Feb 04, 2014 11:19 AM EST
LED Lighting in LA Means Movies Will Never Look the Same Again

The famous yellow streets of Los Angeles don't have that signature hue any longer, something that will affect the area's most iconic industry: the movies.

The city's street lights were swapped out for LED fixtures last year, resulting in a new color scheme that makes L.A. look entirely different on camera, Gizmodo reported.

The LED retrofitting was the largest project of its kind, and city officials estimate that L.A. will save around $7 million in electricity savings and $2.5 million in avoided maintenance costs each year, according to Forbes.

The switch is reportedly already saving the city money, but it also means another change: Films shot in Hollywood's stomping grounds will never look the same again.

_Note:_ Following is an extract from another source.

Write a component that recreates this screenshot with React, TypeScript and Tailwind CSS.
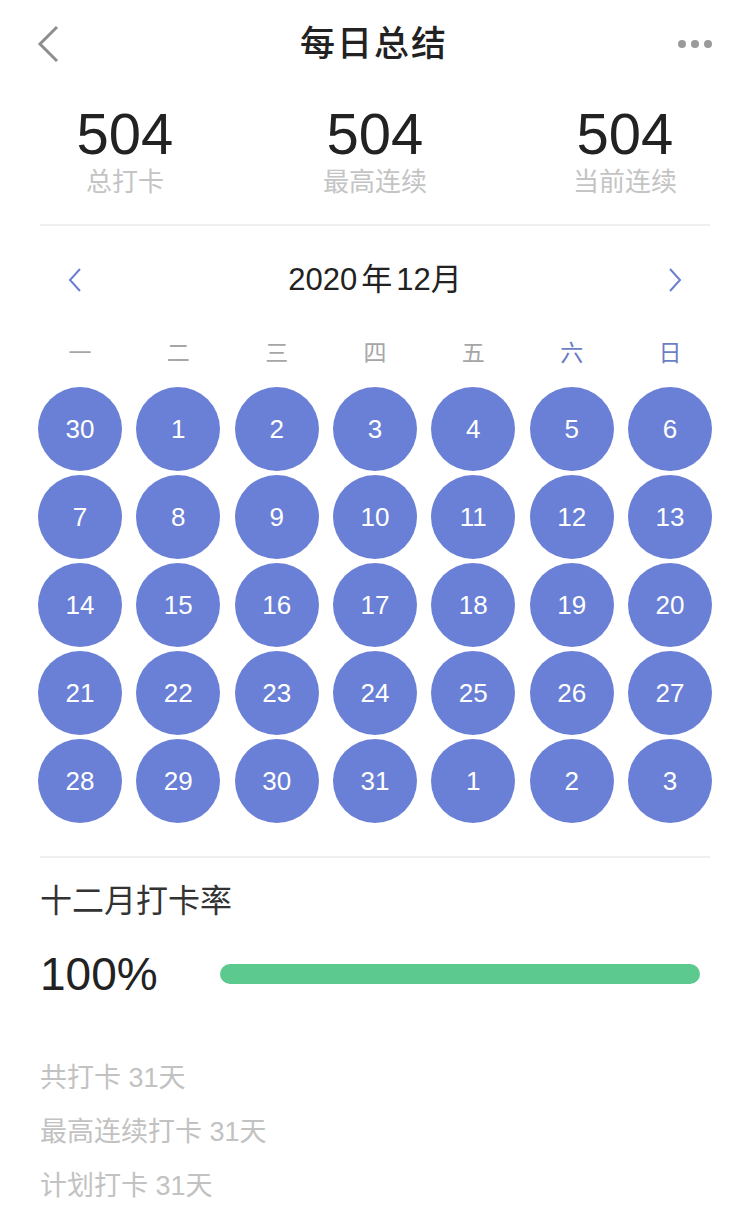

Using the 2004 Tom Cruise vehicle "Collateral" as an example, Dave Kendricken detailed the effects of the new lighting on the film blog No Film School.

"That city, at least as it appears in 'Collateral' and countless other films, will never be the same again," he wrote.

 "In a sense, every night exterior L.A.-shot film previous to this change is rendered a sort of anthropological artifact, an historical document of obsolete urban infrastructure."

When director Michael Mann took on the "Collateral" project, the story's setting moved from New York to L.A., a decision influenced by Mann's "well-known urban aesthetic," Gizmodo reported.

The plot of the film, which takes place during a single night, made the location especially important. But L.A.'s new LED lighting system means "that nocturnal landscape has changed forever."

The street lighting now only preserved in films shot prior to the change can't be recreated in post-production either.

The color effects of LED would be difficult to cover up, Kendricken wrote.

"More simply, you can't really put colors back in that weren't there to begin with, even by gelling such a light source or color correcting in post," he explained.